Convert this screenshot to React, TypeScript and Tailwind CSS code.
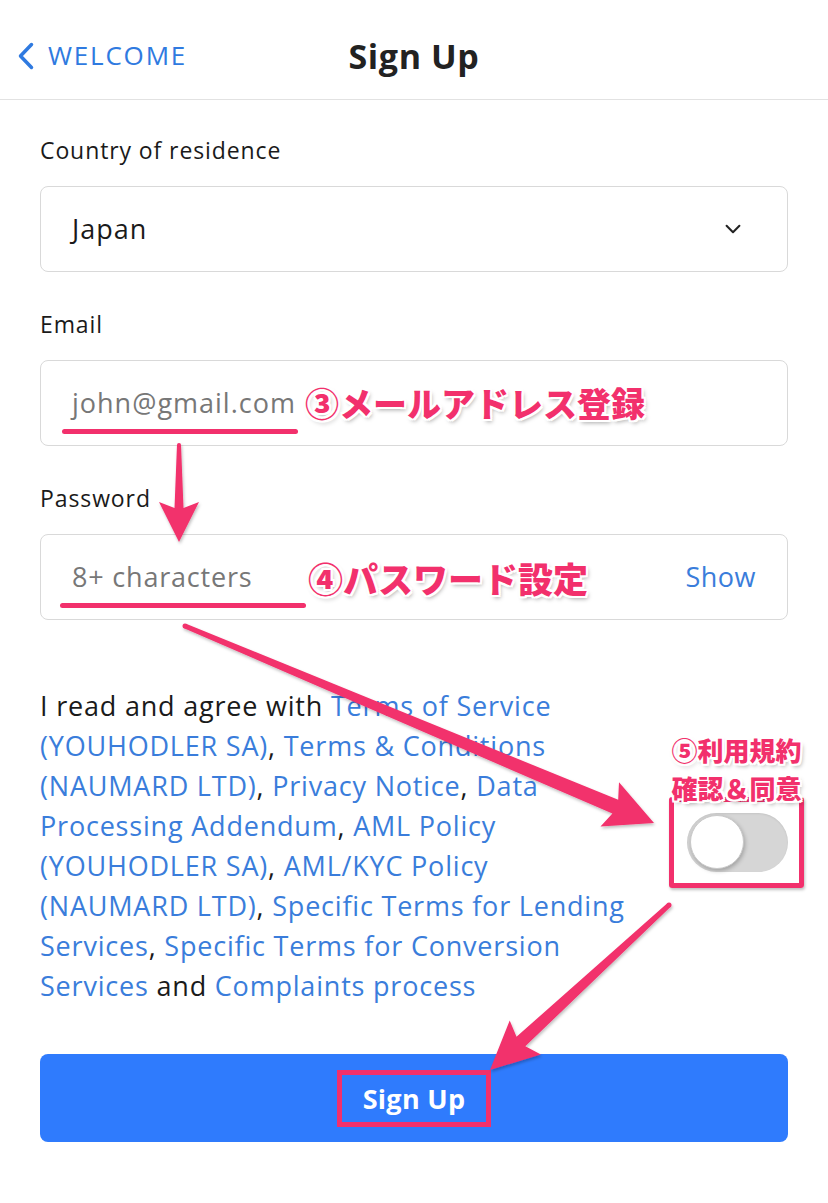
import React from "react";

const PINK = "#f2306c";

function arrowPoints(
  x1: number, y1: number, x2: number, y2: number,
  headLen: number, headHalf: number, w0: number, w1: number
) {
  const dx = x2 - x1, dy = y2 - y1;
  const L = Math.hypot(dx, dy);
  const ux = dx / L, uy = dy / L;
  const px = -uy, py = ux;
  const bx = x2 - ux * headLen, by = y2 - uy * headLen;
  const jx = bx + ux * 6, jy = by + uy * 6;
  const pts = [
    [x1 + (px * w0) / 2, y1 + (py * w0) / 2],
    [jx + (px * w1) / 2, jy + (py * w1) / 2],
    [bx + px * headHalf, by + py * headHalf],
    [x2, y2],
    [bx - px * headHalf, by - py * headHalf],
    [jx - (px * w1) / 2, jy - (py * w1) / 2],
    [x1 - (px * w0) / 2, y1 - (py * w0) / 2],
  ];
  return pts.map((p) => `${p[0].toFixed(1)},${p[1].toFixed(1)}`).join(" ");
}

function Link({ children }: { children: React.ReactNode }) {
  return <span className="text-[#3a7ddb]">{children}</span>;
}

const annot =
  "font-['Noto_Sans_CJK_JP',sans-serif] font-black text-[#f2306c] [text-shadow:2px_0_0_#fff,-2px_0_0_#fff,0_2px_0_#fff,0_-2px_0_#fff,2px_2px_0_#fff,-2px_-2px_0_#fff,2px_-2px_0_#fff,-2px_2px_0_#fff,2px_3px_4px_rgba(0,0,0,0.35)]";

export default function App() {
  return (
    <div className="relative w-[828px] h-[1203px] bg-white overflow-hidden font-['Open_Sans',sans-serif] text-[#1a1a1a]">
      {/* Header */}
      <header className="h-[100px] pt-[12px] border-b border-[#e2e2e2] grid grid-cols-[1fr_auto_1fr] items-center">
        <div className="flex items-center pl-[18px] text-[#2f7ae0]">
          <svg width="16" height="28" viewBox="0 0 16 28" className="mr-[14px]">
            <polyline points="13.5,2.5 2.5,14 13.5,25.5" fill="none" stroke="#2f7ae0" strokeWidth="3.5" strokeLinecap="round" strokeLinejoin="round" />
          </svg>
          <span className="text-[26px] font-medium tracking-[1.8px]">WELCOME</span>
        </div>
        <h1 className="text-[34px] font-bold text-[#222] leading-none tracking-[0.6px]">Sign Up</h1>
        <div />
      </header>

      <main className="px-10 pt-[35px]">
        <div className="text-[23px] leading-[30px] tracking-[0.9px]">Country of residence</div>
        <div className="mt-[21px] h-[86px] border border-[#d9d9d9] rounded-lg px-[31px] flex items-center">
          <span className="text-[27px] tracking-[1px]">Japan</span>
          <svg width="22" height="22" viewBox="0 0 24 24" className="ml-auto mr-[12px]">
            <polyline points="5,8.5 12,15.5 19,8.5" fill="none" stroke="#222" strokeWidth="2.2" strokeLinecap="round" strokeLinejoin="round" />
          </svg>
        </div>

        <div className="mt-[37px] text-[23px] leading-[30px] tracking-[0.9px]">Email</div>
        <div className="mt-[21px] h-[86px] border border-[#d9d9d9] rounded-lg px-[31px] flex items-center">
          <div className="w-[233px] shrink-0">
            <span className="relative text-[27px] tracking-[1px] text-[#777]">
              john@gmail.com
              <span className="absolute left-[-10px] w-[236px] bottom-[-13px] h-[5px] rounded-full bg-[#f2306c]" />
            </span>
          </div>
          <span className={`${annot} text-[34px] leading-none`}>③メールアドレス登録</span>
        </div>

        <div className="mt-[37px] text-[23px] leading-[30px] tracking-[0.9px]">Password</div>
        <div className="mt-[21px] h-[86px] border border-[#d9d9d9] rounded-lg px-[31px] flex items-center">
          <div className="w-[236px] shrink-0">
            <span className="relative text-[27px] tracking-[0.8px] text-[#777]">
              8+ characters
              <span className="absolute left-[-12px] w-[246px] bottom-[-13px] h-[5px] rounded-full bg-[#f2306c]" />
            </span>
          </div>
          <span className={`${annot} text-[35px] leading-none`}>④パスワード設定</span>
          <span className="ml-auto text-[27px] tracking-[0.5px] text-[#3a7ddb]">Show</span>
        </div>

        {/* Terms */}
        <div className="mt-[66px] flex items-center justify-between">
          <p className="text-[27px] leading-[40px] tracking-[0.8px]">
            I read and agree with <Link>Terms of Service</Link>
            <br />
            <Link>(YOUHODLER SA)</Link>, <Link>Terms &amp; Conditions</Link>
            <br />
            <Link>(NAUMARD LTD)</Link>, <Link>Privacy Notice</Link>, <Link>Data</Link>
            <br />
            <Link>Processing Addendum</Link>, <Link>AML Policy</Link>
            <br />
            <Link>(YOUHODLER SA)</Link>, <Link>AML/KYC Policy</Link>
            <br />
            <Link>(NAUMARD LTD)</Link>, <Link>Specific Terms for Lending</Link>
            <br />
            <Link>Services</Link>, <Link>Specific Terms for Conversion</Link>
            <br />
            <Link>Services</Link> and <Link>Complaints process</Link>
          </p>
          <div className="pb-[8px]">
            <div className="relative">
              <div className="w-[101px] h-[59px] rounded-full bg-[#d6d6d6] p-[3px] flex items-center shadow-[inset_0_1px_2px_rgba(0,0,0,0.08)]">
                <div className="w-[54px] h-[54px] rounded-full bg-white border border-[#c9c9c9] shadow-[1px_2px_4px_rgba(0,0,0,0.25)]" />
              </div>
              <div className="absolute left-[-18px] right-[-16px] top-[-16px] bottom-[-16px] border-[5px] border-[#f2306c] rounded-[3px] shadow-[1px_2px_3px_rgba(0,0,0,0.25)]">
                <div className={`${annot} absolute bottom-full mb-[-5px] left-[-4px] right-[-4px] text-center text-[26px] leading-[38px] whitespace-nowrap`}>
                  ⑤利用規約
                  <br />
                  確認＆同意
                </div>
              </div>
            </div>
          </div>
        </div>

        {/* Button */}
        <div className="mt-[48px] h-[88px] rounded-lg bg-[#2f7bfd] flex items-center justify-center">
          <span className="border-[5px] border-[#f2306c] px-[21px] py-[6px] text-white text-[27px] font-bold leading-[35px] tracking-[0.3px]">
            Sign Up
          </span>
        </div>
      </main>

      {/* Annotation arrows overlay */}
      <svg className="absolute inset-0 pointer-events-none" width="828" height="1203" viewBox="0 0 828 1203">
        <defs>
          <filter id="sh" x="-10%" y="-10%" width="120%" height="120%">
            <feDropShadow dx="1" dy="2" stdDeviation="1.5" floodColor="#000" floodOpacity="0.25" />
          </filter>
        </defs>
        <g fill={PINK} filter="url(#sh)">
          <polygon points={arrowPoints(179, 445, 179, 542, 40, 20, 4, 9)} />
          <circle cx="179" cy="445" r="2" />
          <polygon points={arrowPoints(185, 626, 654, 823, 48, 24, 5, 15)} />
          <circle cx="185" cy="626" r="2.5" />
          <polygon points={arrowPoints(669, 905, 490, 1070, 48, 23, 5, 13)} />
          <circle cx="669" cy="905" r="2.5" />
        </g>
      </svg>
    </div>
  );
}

Stated task
Which lines hold the word "React"? Copy all of them.

Result for this task
Convert this screenshot to React, TypeScript and Tailwind CSS code.
import React from "react";
function Link({ children }: { children: React.ReactNode }) {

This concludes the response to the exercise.